The transformation into the complex analytic signal may include: transforming each of the plurality of clock signals to be measured into two-sided spectra in a frequency domain; extracting, from the two-sided spectra, frequency components around a positive fundamental frequency thereof; and inversely transforming the two-sided spectra that has been band-limited into a time-domain signal.
The transformation into the complex analytic signal may include: storing each of the clock signals to be measured; selecting and extracting a section of the stored clock signal in such a manner that a section presently extracted partially overlaps a section previously extracted; multiplying the extracted section by a window function; transforming the multiplied section into two-sided spectra in a frequency domain; extracting, from the two-sided spectra transformed in the frequency domain, frequency components around a positive fundamental frequency of the stored clock signal to be measured; inversely transforming the spectra that has been band-limited into a time-domain signal; and multiplying the time-domain signal by an inverse of the window function to obtain the analytic signal that has been band-limited.
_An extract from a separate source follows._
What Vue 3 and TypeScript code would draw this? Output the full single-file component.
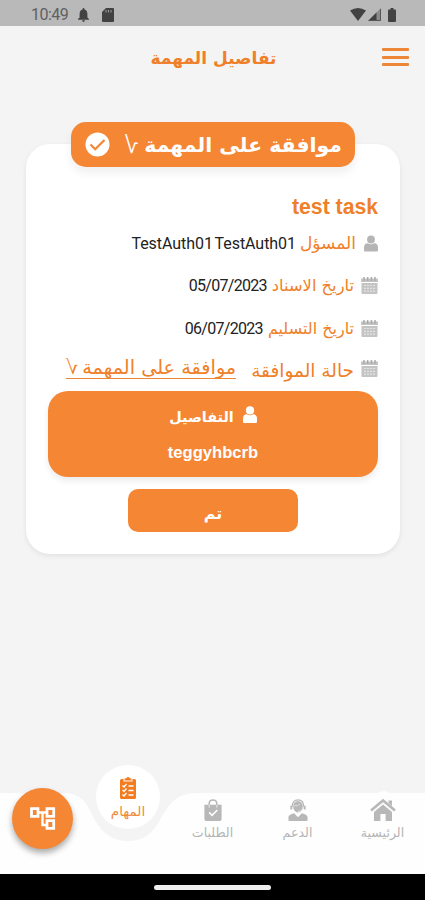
<script setup lang="ts">
interface Row { kind: string; label: string; value: string }
const rows: Row[] = [
  { kind: 'person', label: 'المسؤل', value: 'TestAuth01 TestAuth01' },
  { kind: 'assigned', label: 'تاريخ الاسناد', value: '05/07/2023' },
  { kind: 'delivery', label: 'تاريخ التسليم', value: '06/07/2023' },
]
</script>

<template>
  <div class="screen" dir="rtl">
    <header class="status" dir="ltr">
      <span class="time">10:49</span>
      <svg class="bell" width="11" height="14" viewBox="0 0 11 14"><path d="M5.5 0Q6.5 0 6.5 1.4Q9.4 2.3 9.4 6V9.5L11 11V11.7H0V11L1.6 9.5V6Q1.6 2.3 4.5 1.4Q4.5 0 5.5 0ZM4 12.3H7Q6.7 14 5.5 14Q4.3 14 4 12.3Z" fill="#424242" /></svg>
      <svg class="sd" width="12" height="14" viewBox="0 0 12 14"><path d="M4 0H11Q12 0 12 1V13Q12 14 11 14H1Q0 14 0 13V4Z" fill="#424242" /><path d="M4 2V4.5M6.5 2V4.5M9 2V4.5" stroke="#999" stroke-width="1.1" /></svg>
      <span class="grow"></span>
      <svg width="16" height="13" viewBox="0 0 16 13"><path d="M0 2.6Q8-2.6 16 2.6L8 13Z" fill="#424242" /></svg>
      <svg class="signal" width="13" height="13" viewBox="0 0 13 13"><path d="M13 0V13H0Z" fill="#8b8b8b" /><path d="M8.5 4.5V13H0Z" fill="#424242" /><path d="M12.5 1V12.5H1" fill="none" stroke="#555" /></svg>
      <svg class="battery" width="8" height="14" viewBox="0 0 8 14"><path d="M2.5 0H5.5V1.4H7Q8 1.4 8 2.4V13Q8 14 7 14H1Q0 14 0 13V2.4Q0 1.4 1 1.4H2.5Z" fill="#424242" /></svg>
    </header>

    <div class="appbar">
      <button class="menu" aria-label="القائمة"><i></i><i></i><i></i></button>
      <h1><span class="fit">تفاصيل المهمة</span></h1>
    </div>

    <main class="card">
      <div class="badge">
        <span class="badge-text fit">موافقة على المهمة</span>
        <span class="root">√</span>
        <svg class="check" width="25" height="25" viewBox="0 0 25 25"><circle cx="12.5" cy="12.5" r="12" fill="#fff" /><path d="M5.5 12.5L10.2 17.2L19.5 8" fill="none" stroke="#f58634" stroke-width="2.3" /></svg>
      </div>
      <h2 dir="ltr">test task</h2>
      <div v-for="row in rows" :key="row.kind" class="row" :class="row.kind">
        <svg v-if="row.kind === 'person'" class="ricon" width="15" height="17" viewBox="0 0 15 17"><circle cx="7.5" cy="4.2" r="4.2" fill="#b5b5b5" /><path d="M0 16V13Q0 8.5 4 8.3Q7.5 10.5 11 8.3Q15 8.5 15 13V16Q15 17 14 17H1Q0 17 0 16Z" fill="#b5b5b5" /></svg>
        <svg v-else class="ricon" width="17" height="17" viewBox="0 0 17 17"><path d="M0 1.5H17V5H0ZM.5 6H16.5V16Q16.5 17 15.5 17H1.5Q.5 17 .5 16Z" fill="#c4c4c4" /><path d="M3 0V4M6.7 0V4M10.4 0V4M14 0V4" stroke="#aaa" stroke-width="1.5" /><path d="M3 8.5H14M3 11.3H14M3 14.1H14" stroke="#e4e4e4" stroke-width="1.2" stroke-dasharray="2 1" /></svg>
        <span class="label fit">{{ row.label }}</span>
        <span class="value fit" dir="ltr">{{ row.value }}</span>
      </div>
      <div class="row approval">
        <svg class="ricon" width="17" height="17" viewBox="0 0 17 17"><path d="M0 1.5H17V5H0ZM.5 6H16.5V16Q16.5 17 15.5 17H1.5Q.5 17 .5 16Z" fill="#c4c4c4" /><path d="M3 0V4M6.7 0V4M10.4 0V4M14 0V4" stroke="#aaa" stroke-width="1.5" /><path d="M3 8.5H14M3 11.3H14M3 14.1H14" stroke="#e4e4e4" stroke-width="1.2" stroke-dasharray="2 1" /></svg>
        <span class="label fit">حالة الموافقة</span>
        <a class="link"><span class="fit">موافقة على المهمة</span><span class="root">√</span></a>
      </div>
      <section class="details">
        <div class="details-head">
          <svg width="14" height="17" viewBox="0 0 15 18"><circle cx="7.5" cy="4.6" r="4.4" fill="#fff" /><path d="M0 17V13.5Q0 9 4 8.8Q7.5 11 11 8.8Q15 9 15 13.5V17Q15 18 14 18H1Q0 18 0 17Z" fill="#fff" /></svg>
          <span class="fit">التفاصيل</span>
        </div>
        <p dir="ltr">teggyhbcrb</p>
      </section>
      <button class="done"><span class="fit">تم</span></button>
    </main>

    <nav class="nav">
      <svg class="nav-bg" width="425" height="81" viewBox="0 0 425 81"><path d="M0 0H62C88 0 88 17 98 32Q109 48 128 48Q147 48 157 32C167 15 173 0 197 0H376L382-1.5Q385-3 389 0H425V81H0Z" fill="#fefefe" /></svg>
      <div class="item home">
        <svg width="26" height="22" viewBox="0 0 26 22"><path d="M1 11.5L13 1.5L25 11.5" fill="none" stroke="#b8b8b8" stroke-width="2.6" /><path d="M18.5 1.5H22V7L18.5 4ZM13 5.5L22 13V22H15.6V15H10.4V22H4V13Z" fill="#b8b8b8" /></svg>
        <span class="fit">الرئيسية</span>
      </div>
      <div class="item support">
        <svg width="20" height="22" viewBox="0 0 20 23"><path d="M4 8Q4 1 10 1T16 8" fill="none" stroke="#b8b8b8" stroke-width="1.3" /><ellipse cx="10" cy="8" rx="5" ry="6" fill="#b8b8b8" /><path d="M3 7V11M17 7V11" stroke="#b8b8b8" stroke-width="2" /><path d="M0 22V19Q0 16.5 6 15L10 19L14 15Q20 16.5 20 19V22Q20 23 19 23H1Q0 23 0 22Z" fill="#b8b8b8" /><path d="M6 7Q10 8 12 5M14 11Q13 13 10 13" fill="none" stroke="#eee" stroke-width=".8" /></svg>
        <span class="fit">الدعم</span>
      </div>
      <div class="item orders">
        <svg width="18" height="22" viewBox="0 0 18 23"><path d="M5 9V5Q5 1 9 1T13 5V9" fill="none" stroke="#b8b8b8" stroke-width="1.6" /><path d="M0 6H18V21Q18 23 16 23H2Q0 23 0 21Z" fill="#b8b8b8" /><path d="M5 6V9M13 6V9" stroke="#eee" stroke-width="1" /><path d="M5 14L8 17L13.5 11.5" fill="none" stroke="#fff" stroke-width="1.7" /></svg>
        <span class="fit">الطلبات</span>
      </div>
      <div class="item tasks">
        <svg width="16" height="22" viewBox="0 0 16 22"><path d="M1.5 2H3.5V4.5H12.5V2H14.5Q16 2 16 3.5V20.5Q16 22 14.5 22H1.5Q0 22 0 20.5V3.5Q0 2 1.5 2ZM4.5 1.5H6Q8-1.3 10 1.5H11.5V3.6H4.5Z" fill="#f37b20" /><path d="M2.5 8.5L4 10L6.5 7M2.5 13L4 14.5L6.5 11.5M2.5 17.5L4 19L6.5 16M8.5 9H13.5M8.5 13.5H13.5M8.5 18H13.5" fill="none" stroke="#fff" stroke-width="1.3" /></svg>
        <span class="fit">المهام</span>
      </div>
      <button class="fab" aria-label="المخطط">
        <svg width="26" height="24" viewBox="0 0 26 24"><path d="M8 5.5H17M12.5 5.5V18H17" fill="none" stroke="#fff" stroke-width="2.4" /><path d="M1.5 1.7H8V9.3H1.5ZM17 1.7H23.7V9.3H17ZM17 13.7H23.7V21.3H17Z" fill="none" stroke="#fff" stroke-width="2.8" /></svg>
      </button>
    </nav>
    <footer class="system"><i></i></footer>
  </div>
</template>

<style>
body { margin: 0; }
</style>

<style scoped>
* { box-sizing: border-box; }
.screen { width: 425px; height: 900px; display: flex; flex-direction: column; background: #f4f4f4; overflow: hidden; font-family: "DejaVu Sans", sans-serif; color: #ef8029; }
svg { display: block; flex: none; overflow: visible; }
button { border: 0; padding: 0; font: inherit; color: inherit; background: none; }
h1, h2, p { margin: 0; }
.fit { display: inline-block; white-space: nowrap; flex: none; }
.status { height: 26px; flex: none; background: #b9b9b9; display: flex; align-items: center; padding: 3px 29px 0 31px; }
.time { font: 16px/20px Roboto, sans-serif; letter-spacing: -0.5px; color: #606060; width: 38px; white-space: nowrap; }
.bell { margin-left: 9px; }
.sd { margin-left: 13px; }
.grow { flex: 1; }
.signal { margin-left: 2px; }
.battery { margin-left: 7px; }
.appbar { height: 96px; flex: none; display: flex; padding: 22px 16px 0; }
.menu { width: 27px; height: 18px; display: flex; flex-direction: column; justify-content: space-between; }
.menu i { height: 3px; background: #ed8637; border-radius: 1px; }
h1 { font-size: 17px; line-height: 24px; height: 24px; width: 125px; margin: -2px 106px 0 0; display: flex; justify-content: center; }
.card { width: 374px; height: 410px; flex: none; margin: 22px 25px 0 26px; background: #fff; border-radius: 24px; box-shadow: 0 2px 5px #00000014; display: flex; flex-direction: column; align-items: center; padding: 0 22px; }
.badge { width: 284px; height: 45px; flex: none; margin: -22px 0 0 23px; align-self: flex-end; background: #f58634; color: #fff; border-radius: 15px; box-shadow: 0 6px 10px #00000010; display: flex; align-items: center; padding: 0 13px 0 15px; }
.badge-text { font-size: 20.4px; line-height: 30px; font-weight: 700; }
.root { display: inline-block; transform: scaleX(-1); }
.badge .root { font-size: 24px; line-height: 30px; margin-right: 6px; font-family: "DejaVu Sans Light", "DejaVu Sans", sans-serif; font-weight: 200; }
.check { margin-right: auto; transform: translateX(-1px); }
h2 { font: 700 21.2px/26px "Liberation Sans", sans-serif; align-self: flex-start; margin-top: 27px; height: 26px; }
.row { height: 42px; flex: none; align-self: stretch; display: flex; align-items: center; font-size: 16px; }
.ricon { width: 17px; }
.person .ricon { width: 14px; }
.person { margin-top: 2px; }
.assigned { height: 43px; }
.label { margin-right: 7px; }
.person .label { font-size: 17px; margin-right: 8px; }
.assigned .label { font-size: 16.3px; }
.value { margin-right: 5px; font-family: Roboto, sans-serif; color: #222; letter-spacing: -0.7px; }
.person .value { margin-right: 4px; letter-spacing: -0.05px; word-spacing: -2px; }
.approval { font-size: 18.5px; }
.approval .ricon { margin-top: -3px; }
.link { margin: -4px 15px 0 0; font-size: 19.3px; line-height: 20px; display: flex; gap: 4px; border-bottom: 1px solid #ed8637; }
.details { width: 330px; height: 86px; flex: none; background: #f58634; color: #fff; border-radius: 20px; box-shadow: 0 4px 6px #00000014; display: flex; flex-direction: column; align-items: center; padding-top: 15px; }
.details-head { display: flex; gap: 9px; height: 25px; font-size: 14.4px; line-height: 23px; font-weight: 700; }
.details p { font: 700 16.6px/22px "Liberation Sans", sans-serif; margin-top: 11px; }
.done { width: 170px; height: 43px; flex: none; background: #f58634; color: #fff; border-radius: 10px; margin-top: 12px; padding-top: 5px; font-size: 16px; font-weight: 700; }
.nav { height: 81px; margin-top: auto; flex: none; position: relative; display: flex; padding: 6px 0 0; }
.nav-bg { position: absolute; left: 0; top: 0; }
.item { width: 85px; position: relative; display: flex; flex-direction: column; align-items: center; gap: 4px; font-size: 12.6px; color: #b5b5b5; flex: none; }
.tasks { width: 64px; height: 64px; border-radius: 50%; background: #fff; color: #f08a3c; margin: -34px 10px 0; padding-top: 12px; font-size: 13.5px; }
.fab { position: absolute; left: 12px; top: -5px; width: 61px; height: 61px; border-radius: 50%; background: #f58634; box-shadow: 0 4px 6px #0005; display: flex; align-items: center; justify-content: center; }
.system { height: 26px; flex: none; background: #000; display: flex; justify-content: center; padding-top: 11px; }
.system i { width: 117px; height: 5px; background: #eee; border-radius: 3px; }
</style>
The obtaining of the timing difference between the tested timing and the reference timing may include: calculating a plurality of timing differences from the tested timing and the reference timing for each of the plurality of clock signals; and obtaining the mean value of the plurality of timing differences, and wherein the clock skew obtaining obtains the clock skew between the plurality of clock signals to be measured based on the average of the plurality of timing differences.
The clock skew obtaining may remove amplitude modulation components from the reference signal and each of the plurality of clock signals to be measured to extract phase modulation components thereof.
The obtaining of the edge timing further may include removing low frequency components of the instantaneous phase noise.
This summary of the invention does not necessarily describe all necessary features of the present invention so that the invention may also be a sub-combination of these described features.